By Chris Warren.
Have you ever been at a party where one obnoxious loudmouth imposes himself on everyone and monopolizes the whole event, and the next day you can recall almost nothing he said? Meanwhile at the same party, there is also the composed and articulate man or woman who does not prattle constantly and is not heard across the room, yet always seems to have an attentive group around them? Those lucky enough to be in this person’s company will remember the experience in great detail, sometimes years later. That quiet, well-spoken party guest knows interpersonal communications. They know how to QRP.
Everyone, including those who never of heard the term QRP prior to reading this article, would benefit from applying its spirit to their own interpersonal communication. In the highly technical hobby of amateur radio (ham radio), there is a subspecialty known as QRP operating, which is radio geek lingo for worldwide communications with very low transmitter power levels. “Low power” is generally understood to be less than 10 watts (less than a laptop computer). By comparison, most amateur radio sets run at 100 watts. Some can go to over a thousand watts, and commercial radio stations average between 5000-50,000 watts. When properly done, these tiny low level signals can compete with the thousand watt-plus boomers.
The philosophy of QRP radio states that what one lacks in brute force can more than be made up for with careful timing and the adroit use of the limited resources at hand. In a non-radio scenario that could mean waiting for the loud mouth to pause and then dropping a well thought out comment. You won’t get to say as much, but your comments will be noticed without your having to yell. It’s better to speak quietly for a minute and have it remembered than to shout for an hour and have no one care.
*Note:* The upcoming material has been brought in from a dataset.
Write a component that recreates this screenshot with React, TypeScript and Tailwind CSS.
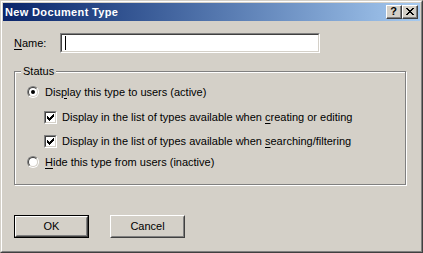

Walk through the busy downtown of any large city and you will eventually come across a street preacher. They stand on a corner and in a very loud voice attempt to sell their religion. I’m pretty sure none of these guys have ever scored a single convert among the thousands of passers by. The preachers may have good intentions and bring a lively vibe to the street, but the low yield of new followers exposes their lack of finesse. Meanwhile, the missionary who lives like an ordinary man among his flock, shows them what a good neighbor is, socializes with and befriends them, and relates to them one on one or in small groups will collect a bounty of believers. I know a guy who actually does this. He speaks and acts like a normal person, never dominating or raising his voice. You’ll never see him yelling on a street corner. Everyone around him, even those who don’t subscribe to his faith, respects him and pays attention to his words. He knows interpersonal communications. He knows how to QRP.
I once worked with a guy who was something of a hothead. One day in a moment of poor judgement, he aggressively approached the boss and made a loud scene in front of everyone about something trivial. The boss just stood there and let him carry on and on with his rant. When he finally sputtered out, the boss calmly replied in a completely normal voice, “I refuse to deal with you when you’re mad and out of control. When you decide to calm down, come see me in my office.” She then turned around and walked away. They did ultimately resolve the issue in a way that was satisfactory to both sides. She had a command of interpersonal communication. The boss knew how to QRP.
Both in radio and in life there appropriate moments to be powerful and loud. QRP is not suitable at all times. Unfortunately, a lot of people can’t discern the difference. They do not throttle down their loud mouths even when doing so would improve interpersonal communication. The quiet little voices are signals of wisdom and self control in a world of overbearing noise and disorder.